Я отвернулся к окну.
– Если Евгения попросят замять дело с самоубийством Слонова, то как объяснить, почему Горкина напала на Ветрова? Ее молчание могут купить обещанием свободы.
– Ясно, – нахмурился секретарь. – А Максим? Как его найти?
Я пожал плечами.
– Я говорил сегодня с начальником полиции, он своим звонком меня рано утром разбудил. Пока я спал, Протасов развил бешеную активность, но не преуспел. Брякин – человек-невидимка, он вроде и есть, но его нет. Нигде не прописан, официально не работает, не имеет кредиток, мобильного телефона.
– Вот уж воистину человек-невидимка, – согласился Борис. – Однако Анатолий Винкин умер. И подозреваю, без Максима тут не обошлось.
Я посмотрел на лежащую на полу Демьянку.
– Геннадий Палкин предупрежден о возможной опасности, его охраняют сотрудники полиции. И еще новость: Марфа Ильинична ночью умерла. На этот раз она и правда скончалась. Инсульт.
– Надо было ей не чай травяной, а таблетки пить, – вздохнул Борис.
В комнате повисла тишина.
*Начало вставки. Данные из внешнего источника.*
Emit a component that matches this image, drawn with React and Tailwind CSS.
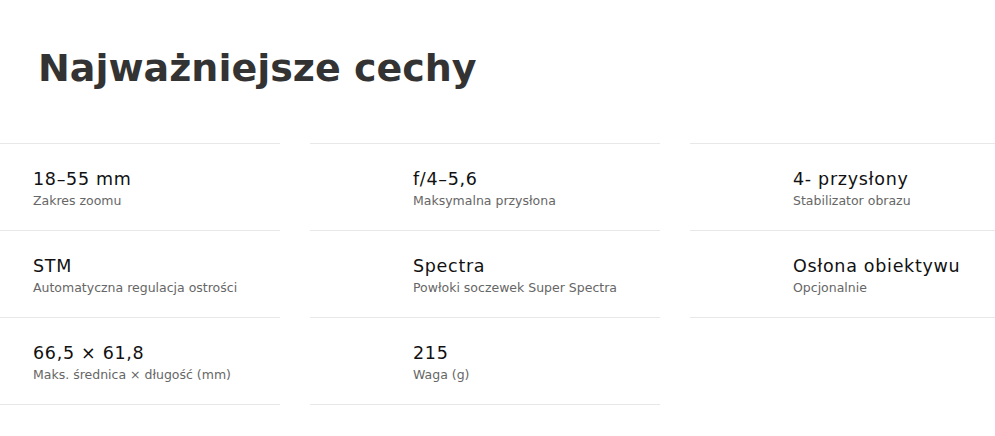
const specs = [
  { value: "18–55 mm", label: "Zakres zoomu" },
  { value: "f/4–5,6", label: "Maksymalna przysłona" },
  { value: "4- przysłony", label: "Stabilizator obrazu" },
  { value: "STM", label: "Automatyczna regulacja ostrości" },
  { value: "Spectra", label: "Powłoki soczewek Super Spectra" },
  { value: "Osłona obiektywu", label: "Opcjonalnie" },
  { value: "66,5 × 61,8", label: "Maks. średnica × długość (mm)" },
  { value: "215", label: "Waga (g)" },
]

export default function App() {
  return (
    <div className="w-[995px] h-[436px] overflow-hidden bg-white font-['DejaVu_Sans',sans-serif]">
      <h1 className="pt-[44px] pl-[38px] text-[38px] leading-[48px] font-bold text-[#333333]">
        Najważniejsze cechy
      </h1>

      <div className="mt-[51px] ml-[-70px] grid grid-cols-[350px_350px_350px] gap-x-[30px]">
        {specs.map((s, i) => (
          <div
            key={i}
            className={`h-[87px] pl-[103px] pt-[23px] border-b border-[#e8e8e8] ${i < 3 ? "border-t h-[88px]" : ""}`}
          >
            <p className="text-[17.5px] leading-[24px] tracking-[0.7px] text-[#111111]">{s.value}</p>
            <p className="text-[12.5px] leading-[20px] text-[#666666]">{s.label}</p>
          </div>
        ))}
      </div>
    </div>
  )
}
Я решил сменить тему беседы:
– Демьянка по-прежнему не может сидеть?
– Нет, – грустно ответил Борис, – все врачи, все академики-профессора в один голос твердят: здорова собака. И тем не менее…
– Странно, – протянул я и услышал звонок в дверь.
Секретарь пошел в прихожую, я погладил Демьянку по голове.
– Что же с тобой, а?
– Со мной? – раздался за спиной голос Николетты. – Со мной все прекрасно. Он тебе уже нажаловался?
Я повернулся к маменьке.
– Добрый день! Не думал, что ты так рано приедешь в гости.
– Эй, куда ставить-то? – спросил из коридора грубый мужской голос.
Меня охватило беспокойство.
– Ты не одна?
– Это не человек, – отмахнулась маман, – грузчик, вещи носит.
– Чьи? – испугался я.
– Мои, – ответила Николетта. – Тебе муж звонил?
– Твой? – уточнил я.
– Чей еще? – вскипела маменька. – Я развожусь…
– О нет! – испугался я, вмиг поняв, что в случае разрыва брачных уз о госпоже Адилье снова придется заботиться мне. – Владимир Иванович прекрасный человек! Второго такого не найти! Он тебя очень любит. Подумай, как плохо жить одной.
– И выхожу замуж, – продолжила Николетта.
– За кого? – похолодел я.
– За веселого человека. За такого, с которым не скучно. За Фреда. – Маменька заулыбалась.
Я лишился дара речи. Борис, наоборот, утратил свой дар корректно молчать.
– С ума сойти! Не делайте этого!
– За Фреда, – гордо повторила Николетта. – Мы с ним одной крови, он и я!
Теперь хорошее воспитание покинуло и меня.